NRI Retrospective 2023
A note from Sallie Calhoun on 7 years of NoRegrets
We are now almost 7 years into the No Regrets Initiative, and I have been doing some reflecting, partially prompted by an update of the NRI website. When we started work on the site 7 years ago, conversations around healthy soils, regenerative agriculture, and climate change were rare. One of our main goals was to highlight the significance of soil as a carbon sink that could be important in climate mitigation. We created a primer to share many of the resources that we knew of about healthy soil, which we had been unable to find anywhere else. Our target audience was philanthropists and investors because of the small amount of funding that was flowing into the space. To say that the world has changed would be a dramatic understatement.
Regenerative agriculture and healthy soils have moved into the mainstream conversation, both inside and outside of the ag world, in ways that we did not anticipate. Talk is everywhere – from giant food companies, to nonprofits, to large ag chemical companies, and the USDA. There is widespread understanding of the importance of soil as a carbon sink and rapidly changing scientific understanding about the complexity and ecology of soil. There is much interest in moving capital of all types to support this transition. We never anticipated that the talk would get so far ahead of change on the ground, which is moving more quickly than we ever anticipated, but still has a very long way to go.
On the whole, this is good news. There is some of what looks like co-opting by large corporations, including through the use of the term “climate-smart agriculture” in an attempt to keep doing the very same things that have brought us to this place. But if the movement was going to scale, this had to happen. There is also much change happening in farm fields and on ranches that is meaningful and lasting. More and more producers feel comfortable talking about healthy soils and regenerative agriculture, especially as they realize that they are on the front lines of climate change, and resilience and adaptability are key to economic survival. In some places, willingness to entertain change is coming from policy change, as in the Sustainable Groundwater Management Act, in California, or from ongoing drought, flooding, and heat. It is a challenging and exciting moment in agriculture.
So, what does this mean for the No Regrets Initiative and our work in the world?

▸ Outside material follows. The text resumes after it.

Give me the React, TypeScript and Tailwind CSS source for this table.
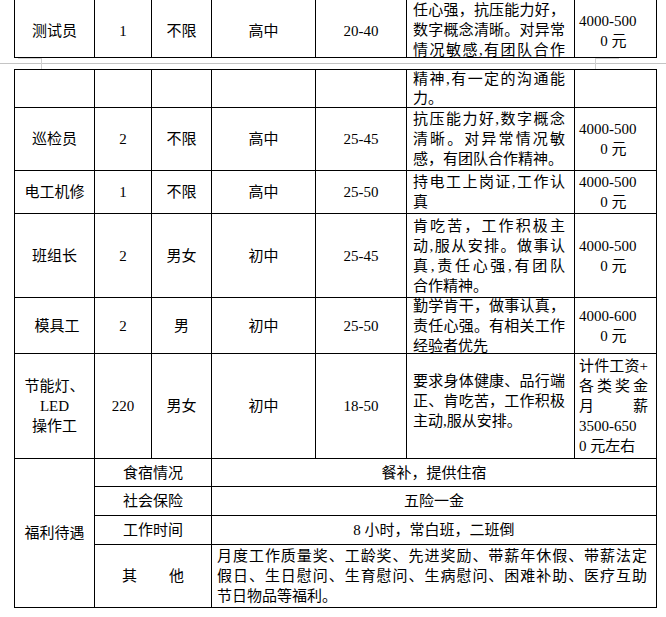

At the micro level, it means a revamp of our web site. There are now many websites, films, and articles about the importance of healthy soils and nature-based carbon sinks. We will be removing most of this content from our site, and working to highlight the good work that we are supporting, along with our thinking about integrated capital and how to best accelerate the transition that is currently underway to an agricultural system that regenerates ecosystems. The site will still serve philanthropists and investors who are interested in financing the transition.
At a macro level, it means lengthening our timeframe, refocusing our efforts in the west, and working to ensure that the transition is based on a true paradigm shift. If we just change a few practices and call it good, we will have missed a huge opportunity to address climate change and many of the other crises facing us today. This is our work for the next 8 years, and the subject of another post.